There are no easy answers, but no child deserves to grow up in a city where the hardest part of the day is just getting through the streets safely. They deserve to be safe. They deserve to hold us to the highest standards, to expect us to do right by them, and to hold us accountable for helping to create and maintain a system that is designed to fail them, because it is unable to protect them. They deserve for us to not just try, but to solve the seemingly impossible problems.
This is hard for me to write because I feel safe in this city, but if the city is not safe for the least of us, then it is not safe for any of us. I take no hope from political promises. I am no longer waiting for someone or something to come along and save our city. Baltimore belongs to us, and if we want it to change, then we must be willing to do the hard work, to ask the hard questions and to demand more from ourselves and from our representatives. While I commend and support the conversations that have been taking place around the city to end violence, I am acutely aware that this is an election year and there is a tendency for stumping politicians to hear our pain, to march and cry and stand with us, because in this moment they need us and our vote.
Real change does not happen in a vacuum. It is not a pendulum that swings around an ideological spectrum. It happens because we push to make it happen, and so we should:
• Establish more recreation centers so young people will have a safe space to go when school ends;
• Place trauma counselors in schools to support children and their families;
• Force our lawmakers to enact stronger laws so that we can get illegal guns off of the street;
• Empower people to police their own communities;
•And require police officers to become intimately connected with the communities they are sworn to serve and protect — not just police.
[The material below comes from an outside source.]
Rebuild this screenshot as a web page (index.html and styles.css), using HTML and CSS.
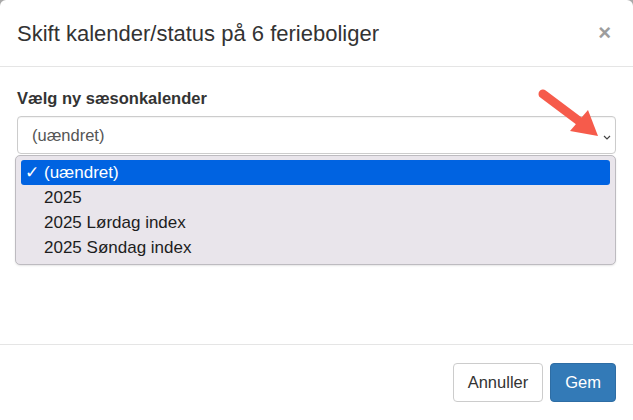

We should also force our lawmakers to change the drug laws for low level drug offenses and grant clemency to those already convicted. We must also set up more effective prison-to-work programs to disrupt the prison-to-home-to-prison cycle and stop the return of violence to our streets.
Change is painful. It is messy, and it is difficult to get right, but it is not impossible. We must fight for our children’s safety, not because it is safe, or politic or popular, but because it is right. These are our streets and this is our responsibility.